On pourrait faire semblant de tout savoir de John Scofield qui n’est plus tout jeune (1951) en pompant discrètement sa notice de Wikipedia. N’empêche qu’en le pistant vite fait sur le web, on prend conscience que ça fait un bail qu’on a fait connaissance avec ce guitariste délicat et protéiforme. Depuis au moins 30 ans, puisqu’au début des années 80, Miles Davis – inégalable découvreur de talents – l’avait embauché et révélé. Il fut alors l’un de ceux qui accompagna Miles dans sa meilleure période fusion en signant, après et avant quelques autres, les discrètes mais vigoureuses partitions de guitare du plus inventif jazzman de tous les temps.

 

On imagine aisément que Scofield a fréquenté le rock, le blues et le funk, c’est aussi un grand serviteur du swing, même lorsqu’il flirte avec la note abstraite. Une variété, un parcours stylistique dans ce qui fut ses futurs de précurseur, qu’il a mis au menu de sa prestation à Jazz in Marciac devant un public médusé par son imagination musicale autant que par sa modestie: pas de recettes, du fait main par un artisan d’art, jamais deux fois le même concert. Aux 5000 spectateurs conquis, presque timide, il confie à mi-parcours: « Vous écoutez, ça se voit et ça me fait plaisir! » Comment faire autrement?

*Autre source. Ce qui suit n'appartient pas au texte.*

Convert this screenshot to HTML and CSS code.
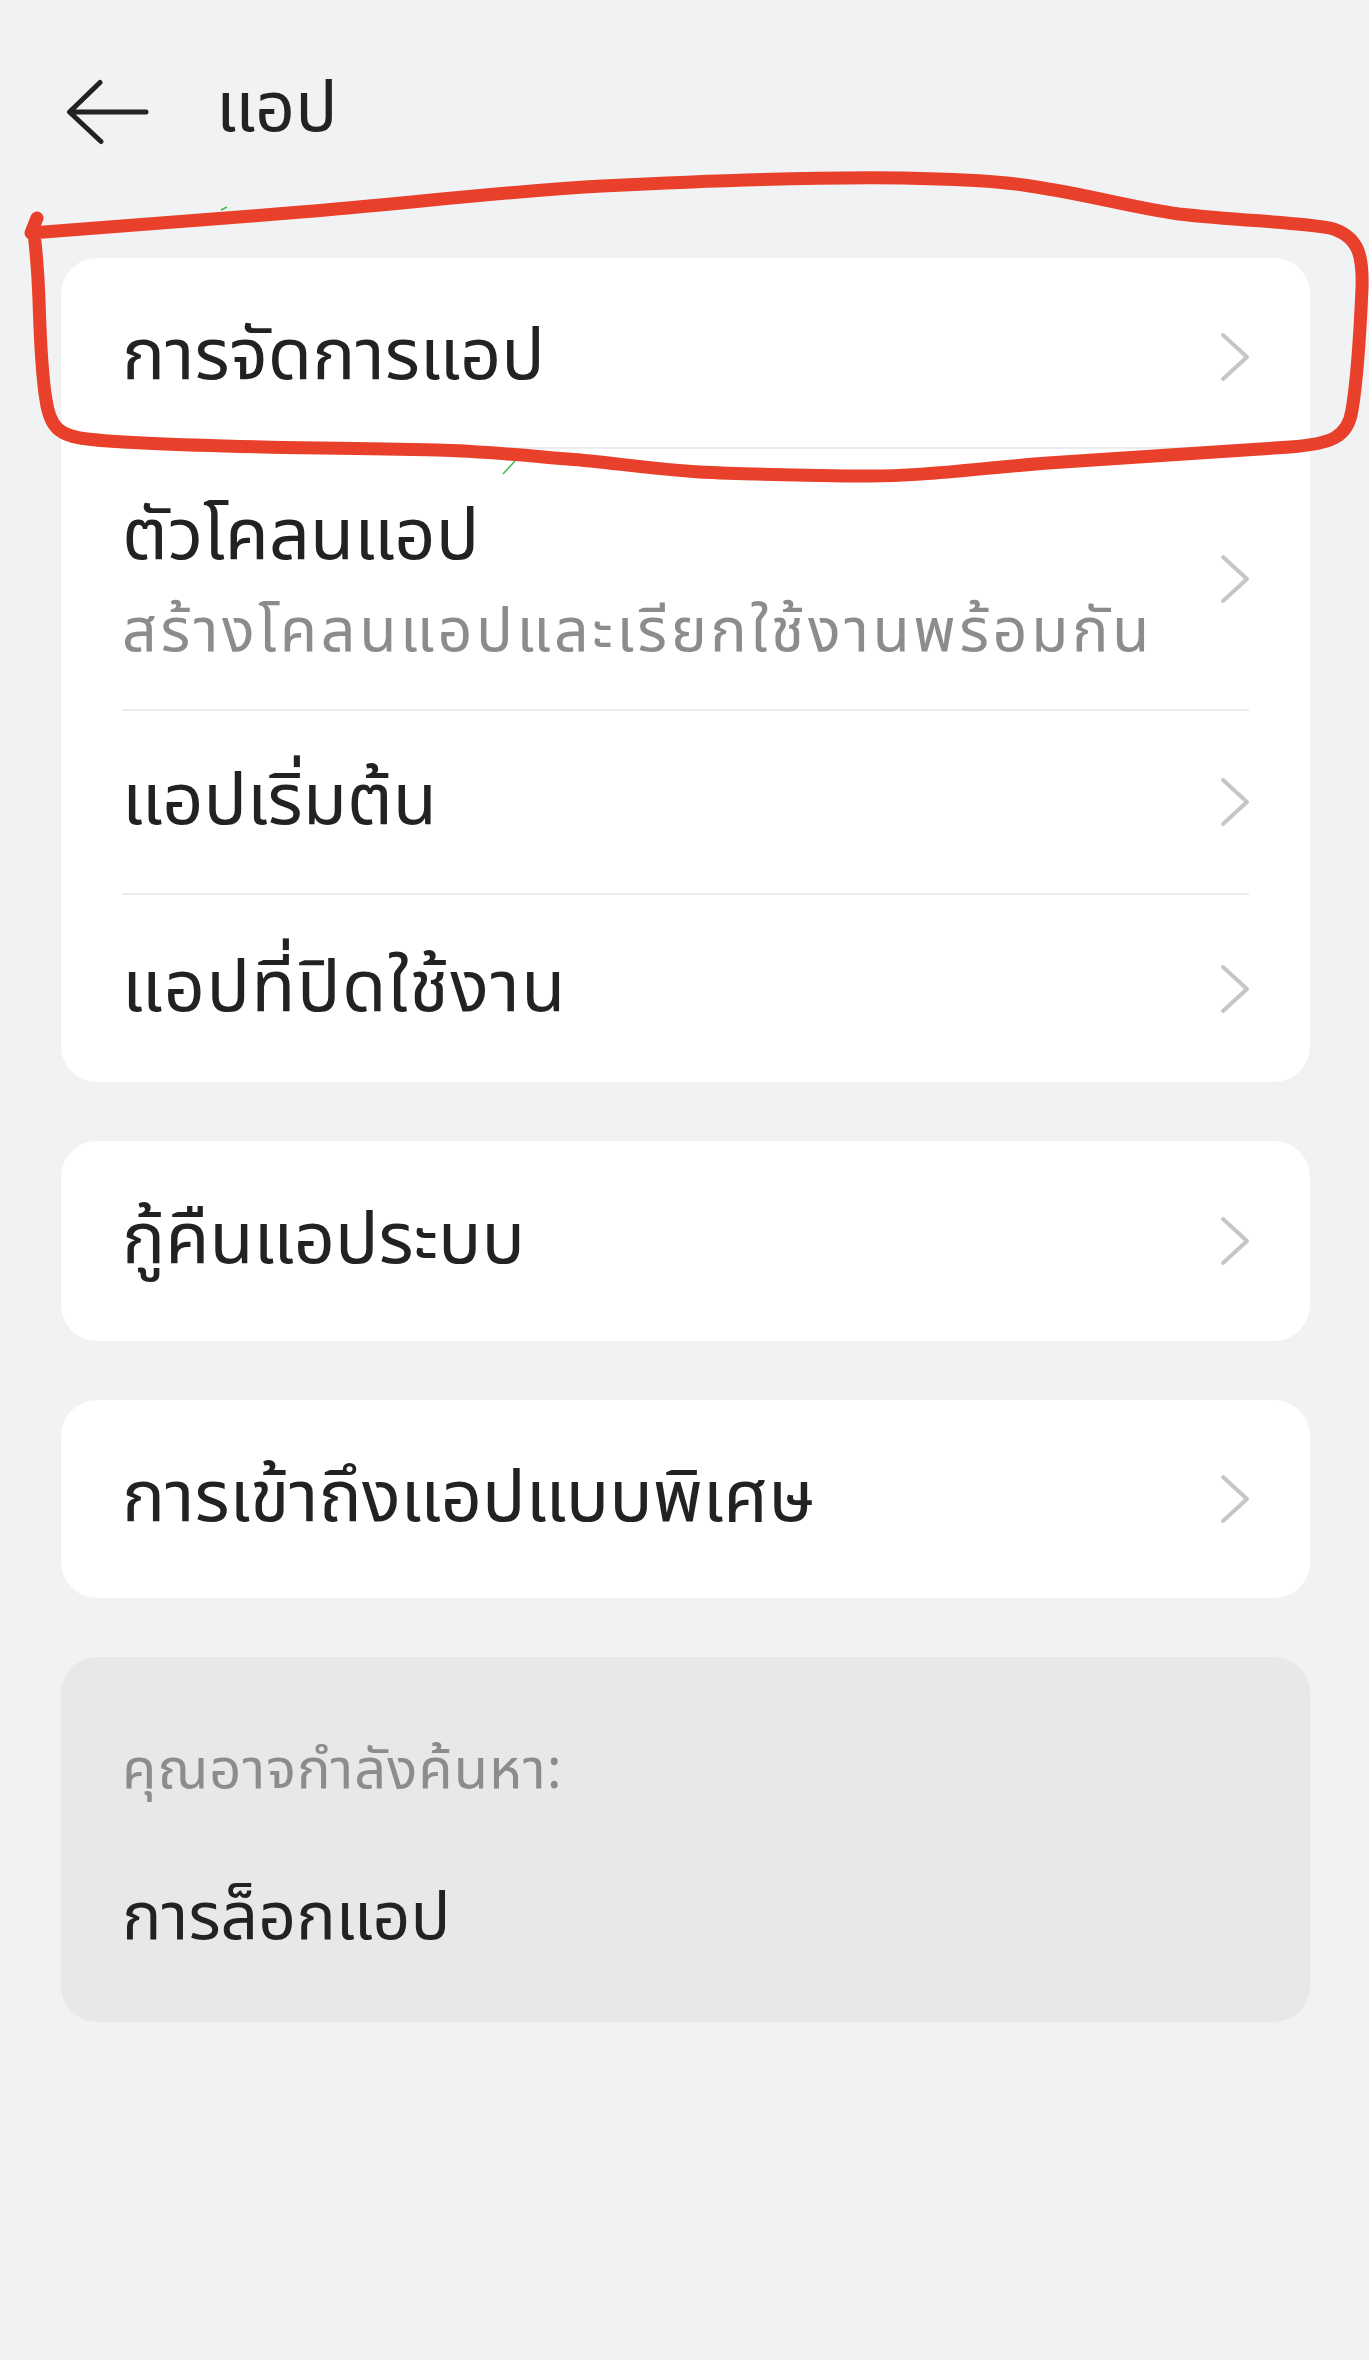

A ses côtés, deux musiciens tout autant séduisants. Steve Swallow, vieux routier de la contrebasse qu’il a désormais troquée pour une basse électrique à caisse dont il tire, tout en douceur et délicatesse, d’exquises harmonies quand il ne prend pas la main pour improviser sur le thème. Non moins impressionnant, Bill Stewart à la batterie, indéréglable métronome, la richesse de son jeu n’est jamais démonstrative, on aime même ses solos, ce qui est rare.

On aurait passé la nuit avec ce trio, mais il devait céder la place à un autre John, lui aussi ancien de Miles, lui aussi prince de la guitare fusionnelle. John McLaughlin n’a rien perdu de la virtuosité et du doigté de ses riffs de l’époque maintenant lointaine du Mahavishnu orchestra et de Shakti, il n’a rien inventé non plus depuis.
Ce soir-là, à Marciac, le charme de John Scofield l’a emporté.